You have to read the news in game. There is an evolving story line about the thargoids invading known space. There are new colonies that are being formed hundreds of light years from known space that need protection and supplies. There are communities like the fuel rats that are constantly coming to the rescue of stranded explorers. It’s a really big, open, beautiful galaxy that has a lot going on. It’s a shame it always gets overlooked because you have to search the story out instead of it being served to you on a platter by npc and cutscenes. Don’t get me wrong, I looooove a good story driven game. Elite is probably, in my little opinion, the best execution of a true open world game. You just have to really search for the story, and I can see how that could be a barrier for entry for a lot of people.

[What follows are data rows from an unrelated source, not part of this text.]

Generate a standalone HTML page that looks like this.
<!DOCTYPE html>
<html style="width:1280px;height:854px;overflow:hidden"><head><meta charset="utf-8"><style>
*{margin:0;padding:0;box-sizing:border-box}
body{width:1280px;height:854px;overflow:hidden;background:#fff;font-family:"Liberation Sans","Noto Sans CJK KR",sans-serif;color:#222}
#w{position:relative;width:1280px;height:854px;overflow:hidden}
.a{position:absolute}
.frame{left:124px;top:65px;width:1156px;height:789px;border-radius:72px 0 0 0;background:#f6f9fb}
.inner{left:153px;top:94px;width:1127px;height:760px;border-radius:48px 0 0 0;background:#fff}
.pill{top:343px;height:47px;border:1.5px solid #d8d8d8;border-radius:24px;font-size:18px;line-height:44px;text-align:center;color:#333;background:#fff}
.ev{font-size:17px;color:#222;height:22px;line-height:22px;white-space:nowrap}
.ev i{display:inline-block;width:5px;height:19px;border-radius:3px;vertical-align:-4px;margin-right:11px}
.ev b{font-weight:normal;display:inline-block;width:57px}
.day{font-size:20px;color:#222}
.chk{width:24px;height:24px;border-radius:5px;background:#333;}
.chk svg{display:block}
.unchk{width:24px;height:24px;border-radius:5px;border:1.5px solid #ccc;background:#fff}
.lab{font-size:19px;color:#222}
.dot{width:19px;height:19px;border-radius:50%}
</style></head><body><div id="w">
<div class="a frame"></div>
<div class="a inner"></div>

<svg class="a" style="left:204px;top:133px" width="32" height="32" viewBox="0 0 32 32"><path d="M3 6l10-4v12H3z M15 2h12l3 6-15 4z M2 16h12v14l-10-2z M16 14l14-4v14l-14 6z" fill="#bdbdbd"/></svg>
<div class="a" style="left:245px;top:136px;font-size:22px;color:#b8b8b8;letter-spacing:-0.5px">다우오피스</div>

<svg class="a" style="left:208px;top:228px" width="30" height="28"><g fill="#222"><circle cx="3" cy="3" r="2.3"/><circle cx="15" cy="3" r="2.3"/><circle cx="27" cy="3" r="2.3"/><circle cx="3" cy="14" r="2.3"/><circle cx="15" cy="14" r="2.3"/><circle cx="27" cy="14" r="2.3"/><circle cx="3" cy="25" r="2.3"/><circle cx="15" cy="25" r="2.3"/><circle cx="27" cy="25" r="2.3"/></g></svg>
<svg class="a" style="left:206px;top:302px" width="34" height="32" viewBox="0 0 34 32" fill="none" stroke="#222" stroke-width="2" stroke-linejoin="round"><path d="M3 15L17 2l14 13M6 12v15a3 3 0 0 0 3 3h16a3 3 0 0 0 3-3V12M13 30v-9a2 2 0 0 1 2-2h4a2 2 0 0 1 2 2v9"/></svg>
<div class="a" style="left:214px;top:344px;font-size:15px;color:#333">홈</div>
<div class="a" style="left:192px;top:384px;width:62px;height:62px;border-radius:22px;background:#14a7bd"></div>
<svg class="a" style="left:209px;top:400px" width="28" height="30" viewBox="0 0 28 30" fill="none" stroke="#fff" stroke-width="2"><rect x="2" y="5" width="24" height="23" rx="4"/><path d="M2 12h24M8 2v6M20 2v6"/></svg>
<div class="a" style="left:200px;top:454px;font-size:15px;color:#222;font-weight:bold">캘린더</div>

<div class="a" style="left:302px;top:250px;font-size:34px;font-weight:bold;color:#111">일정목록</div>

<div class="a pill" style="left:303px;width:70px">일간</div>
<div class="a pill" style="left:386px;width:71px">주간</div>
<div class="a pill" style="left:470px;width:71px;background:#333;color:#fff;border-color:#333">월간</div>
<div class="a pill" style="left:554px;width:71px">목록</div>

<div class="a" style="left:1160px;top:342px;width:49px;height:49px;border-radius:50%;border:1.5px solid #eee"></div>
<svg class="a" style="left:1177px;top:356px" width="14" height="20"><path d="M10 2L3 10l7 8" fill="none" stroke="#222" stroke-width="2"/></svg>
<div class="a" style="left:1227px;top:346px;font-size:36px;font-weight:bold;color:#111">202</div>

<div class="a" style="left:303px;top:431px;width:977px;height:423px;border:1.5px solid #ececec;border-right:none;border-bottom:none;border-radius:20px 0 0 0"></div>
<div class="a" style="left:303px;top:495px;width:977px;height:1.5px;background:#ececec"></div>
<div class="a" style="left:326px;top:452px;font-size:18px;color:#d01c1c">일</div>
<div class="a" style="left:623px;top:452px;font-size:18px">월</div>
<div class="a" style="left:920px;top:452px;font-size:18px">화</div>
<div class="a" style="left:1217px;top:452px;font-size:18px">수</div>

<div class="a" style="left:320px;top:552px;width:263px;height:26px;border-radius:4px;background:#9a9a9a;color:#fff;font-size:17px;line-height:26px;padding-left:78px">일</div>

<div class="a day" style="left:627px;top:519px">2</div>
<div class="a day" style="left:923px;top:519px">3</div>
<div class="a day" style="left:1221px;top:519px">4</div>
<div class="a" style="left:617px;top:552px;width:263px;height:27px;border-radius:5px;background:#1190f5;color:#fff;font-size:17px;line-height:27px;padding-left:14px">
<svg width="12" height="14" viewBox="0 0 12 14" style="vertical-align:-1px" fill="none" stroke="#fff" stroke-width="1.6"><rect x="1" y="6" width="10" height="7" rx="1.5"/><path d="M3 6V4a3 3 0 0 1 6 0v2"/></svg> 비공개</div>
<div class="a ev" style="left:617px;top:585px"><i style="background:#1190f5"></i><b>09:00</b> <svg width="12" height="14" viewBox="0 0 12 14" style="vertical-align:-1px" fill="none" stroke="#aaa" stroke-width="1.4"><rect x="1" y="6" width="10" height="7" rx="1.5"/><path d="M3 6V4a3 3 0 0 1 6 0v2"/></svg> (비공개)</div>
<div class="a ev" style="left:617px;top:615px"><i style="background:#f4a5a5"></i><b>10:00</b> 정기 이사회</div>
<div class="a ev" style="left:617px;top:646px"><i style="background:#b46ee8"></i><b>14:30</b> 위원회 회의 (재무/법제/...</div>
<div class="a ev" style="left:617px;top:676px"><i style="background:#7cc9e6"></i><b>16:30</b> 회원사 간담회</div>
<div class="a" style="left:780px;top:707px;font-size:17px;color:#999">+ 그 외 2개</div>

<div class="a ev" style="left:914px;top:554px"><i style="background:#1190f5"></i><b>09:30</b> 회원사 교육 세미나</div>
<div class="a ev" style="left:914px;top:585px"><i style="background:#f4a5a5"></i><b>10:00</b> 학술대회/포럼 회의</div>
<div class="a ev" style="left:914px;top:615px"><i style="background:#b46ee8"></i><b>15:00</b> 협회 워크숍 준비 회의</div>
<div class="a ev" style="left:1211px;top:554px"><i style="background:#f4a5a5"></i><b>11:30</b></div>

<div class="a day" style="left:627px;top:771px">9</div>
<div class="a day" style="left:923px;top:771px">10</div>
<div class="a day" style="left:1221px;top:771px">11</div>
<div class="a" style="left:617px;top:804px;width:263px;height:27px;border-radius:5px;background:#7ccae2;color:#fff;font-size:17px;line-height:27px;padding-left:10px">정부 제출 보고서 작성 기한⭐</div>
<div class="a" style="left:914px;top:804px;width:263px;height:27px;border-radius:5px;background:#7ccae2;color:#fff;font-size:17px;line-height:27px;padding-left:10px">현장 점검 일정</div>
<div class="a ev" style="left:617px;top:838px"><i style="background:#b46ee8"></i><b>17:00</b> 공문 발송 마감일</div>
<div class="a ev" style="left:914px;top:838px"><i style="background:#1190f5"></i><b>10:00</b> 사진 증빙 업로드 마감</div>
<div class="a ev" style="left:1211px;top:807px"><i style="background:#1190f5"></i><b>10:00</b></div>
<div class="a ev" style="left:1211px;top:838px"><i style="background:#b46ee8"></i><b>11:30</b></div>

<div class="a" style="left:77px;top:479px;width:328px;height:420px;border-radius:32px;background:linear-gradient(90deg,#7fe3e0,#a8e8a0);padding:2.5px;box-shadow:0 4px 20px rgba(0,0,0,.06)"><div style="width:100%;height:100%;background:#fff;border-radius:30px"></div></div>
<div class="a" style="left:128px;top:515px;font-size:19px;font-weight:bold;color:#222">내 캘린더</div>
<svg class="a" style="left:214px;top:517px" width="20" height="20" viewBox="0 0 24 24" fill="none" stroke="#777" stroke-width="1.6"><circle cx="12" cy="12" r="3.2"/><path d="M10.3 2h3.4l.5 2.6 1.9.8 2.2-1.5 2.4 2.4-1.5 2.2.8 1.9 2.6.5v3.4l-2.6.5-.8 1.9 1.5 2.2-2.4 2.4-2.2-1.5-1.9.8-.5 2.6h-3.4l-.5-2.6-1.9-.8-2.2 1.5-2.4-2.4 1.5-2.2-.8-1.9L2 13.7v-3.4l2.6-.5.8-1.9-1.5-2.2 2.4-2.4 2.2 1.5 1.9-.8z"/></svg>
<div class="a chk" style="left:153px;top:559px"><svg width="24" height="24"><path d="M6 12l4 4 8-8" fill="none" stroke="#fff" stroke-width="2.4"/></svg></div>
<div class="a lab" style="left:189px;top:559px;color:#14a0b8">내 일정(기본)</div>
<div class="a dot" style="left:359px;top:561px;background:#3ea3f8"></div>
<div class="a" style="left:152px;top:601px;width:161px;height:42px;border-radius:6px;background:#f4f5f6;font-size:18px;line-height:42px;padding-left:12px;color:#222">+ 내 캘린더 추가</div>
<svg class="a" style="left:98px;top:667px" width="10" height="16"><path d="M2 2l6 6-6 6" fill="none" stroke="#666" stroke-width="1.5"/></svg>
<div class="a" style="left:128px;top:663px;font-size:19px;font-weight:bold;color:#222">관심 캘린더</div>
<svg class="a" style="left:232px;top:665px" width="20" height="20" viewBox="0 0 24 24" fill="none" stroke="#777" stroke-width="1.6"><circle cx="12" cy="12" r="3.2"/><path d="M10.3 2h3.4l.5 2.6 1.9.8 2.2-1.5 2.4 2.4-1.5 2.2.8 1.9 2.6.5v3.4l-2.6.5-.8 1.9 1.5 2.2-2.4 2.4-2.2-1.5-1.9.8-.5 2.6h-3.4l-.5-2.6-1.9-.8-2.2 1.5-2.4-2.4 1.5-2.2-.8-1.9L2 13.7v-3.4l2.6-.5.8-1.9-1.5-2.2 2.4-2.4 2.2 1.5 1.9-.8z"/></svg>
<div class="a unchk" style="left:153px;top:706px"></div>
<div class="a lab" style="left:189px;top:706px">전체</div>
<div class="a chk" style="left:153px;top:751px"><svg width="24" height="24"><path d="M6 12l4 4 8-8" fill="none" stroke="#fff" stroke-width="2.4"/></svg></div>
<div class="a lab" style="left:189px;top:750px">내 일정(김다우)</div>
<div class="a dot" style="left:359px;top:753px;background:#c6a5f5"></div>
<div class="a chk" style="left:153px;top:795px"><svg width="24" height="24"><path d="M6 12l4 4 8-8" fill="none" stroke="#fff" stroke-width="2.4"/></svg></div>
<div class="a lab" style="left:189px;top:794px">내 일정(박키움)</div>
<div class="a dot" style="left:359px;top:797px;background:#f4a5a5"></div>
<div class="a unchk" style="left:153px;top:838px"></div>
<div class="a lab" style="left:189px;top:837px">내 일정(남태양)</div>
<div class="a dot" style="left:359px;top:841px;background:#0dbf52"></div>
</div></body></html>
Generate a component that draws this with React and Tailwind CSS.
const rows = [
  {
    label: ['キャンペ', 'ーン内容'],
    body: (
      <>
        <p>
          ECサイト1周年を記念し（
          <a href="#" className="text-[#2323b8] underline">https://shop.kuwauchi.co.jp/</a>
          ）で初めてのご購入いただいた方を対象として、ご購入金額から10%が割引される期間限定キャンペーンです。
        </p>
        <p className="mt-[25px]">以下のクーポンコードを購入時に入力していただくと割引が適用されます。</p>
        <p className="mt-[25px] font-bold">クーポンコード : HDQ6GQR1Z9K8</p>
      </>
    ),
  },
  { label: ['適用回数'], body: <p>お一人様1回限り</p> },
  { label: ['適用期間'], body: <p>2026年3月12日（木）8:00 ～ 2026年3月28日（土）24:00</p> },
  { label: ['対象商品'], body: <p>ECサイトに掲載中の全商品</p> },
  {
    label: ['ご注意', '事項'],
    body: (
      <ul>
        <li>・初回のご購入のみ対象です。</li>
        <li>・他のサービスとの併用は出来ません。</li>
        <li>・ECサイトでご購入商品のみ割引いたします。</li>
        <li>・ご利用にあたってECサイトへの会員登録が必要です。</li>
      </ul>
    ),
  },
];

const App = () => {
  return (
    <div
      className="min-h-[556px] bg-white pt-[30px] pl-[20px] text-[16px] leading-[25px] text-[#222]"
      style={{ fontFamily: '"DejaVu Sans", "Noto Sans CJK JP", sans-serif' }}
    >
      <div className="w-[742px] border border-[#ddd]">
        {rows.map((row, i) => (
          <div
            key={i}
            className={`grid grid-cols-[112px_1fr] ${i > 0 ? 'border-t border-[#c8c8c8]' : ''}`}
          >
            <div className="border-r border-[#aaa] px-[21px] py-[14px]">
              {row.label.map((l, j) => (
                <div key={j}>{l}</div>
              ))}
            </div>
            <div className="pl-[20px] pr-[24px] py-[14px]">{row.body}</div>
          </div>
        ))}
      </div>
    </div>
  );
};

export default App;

Adding to the other comment, I feel like you can get a taste for all that by visiting the game’s subreddit. Seeing all the cool things people do and how the community moves the story forward really motivates me to play the game. I guess you could also watch a youtube video to get up to date on the story and different ways to play the game.
It is a great game but you really do need to look stuff up to fully enjoy it, unfortunately. Also, space trucking is only one way to play it.
The E:D devs shit in every existing player’s mouth when the first paid expansion dropped, and they’ve never fixed their abusive pricing model. You’re actively punished for being a legacy user.
I probably would have bitten the bullet and kept playing if the game wasn’t incredibly shallow, though. Somehow it manages to still be that way after several content expansions… Everything is a novelty that gets repetitive the second time you do it, and the variance between systems is frankly embarrassing. PvP is the only facet that has any real replay value, and I’d rather dogfight in Star Citizen.
Why not? Seems like a fun adventuring game that lets you travel from planet to planet solving problems/doing tasks for people. Seems similar to what the OP is looking for.
Everspace 2 (first one was a rogue like, you don’t need to play it to enjoy the sequel)
Rebel Galaxy Outlaw (also a sequel, the first one doesn’t have a Y axys so you may not like it)
Chorus
All three are a lot of fun, neither are AAA games so they lack a bit of polish but aren’t vanilla as hell either. I enjoyed each one better than Starfield but neither as much as ME 1-3.
Cowboys in space is not my favourite trope, but I’ve heard good things about the first Rebel Galaxy. How was the switch from 2D combat to 3D combat in the sequel? (And is the story any good?)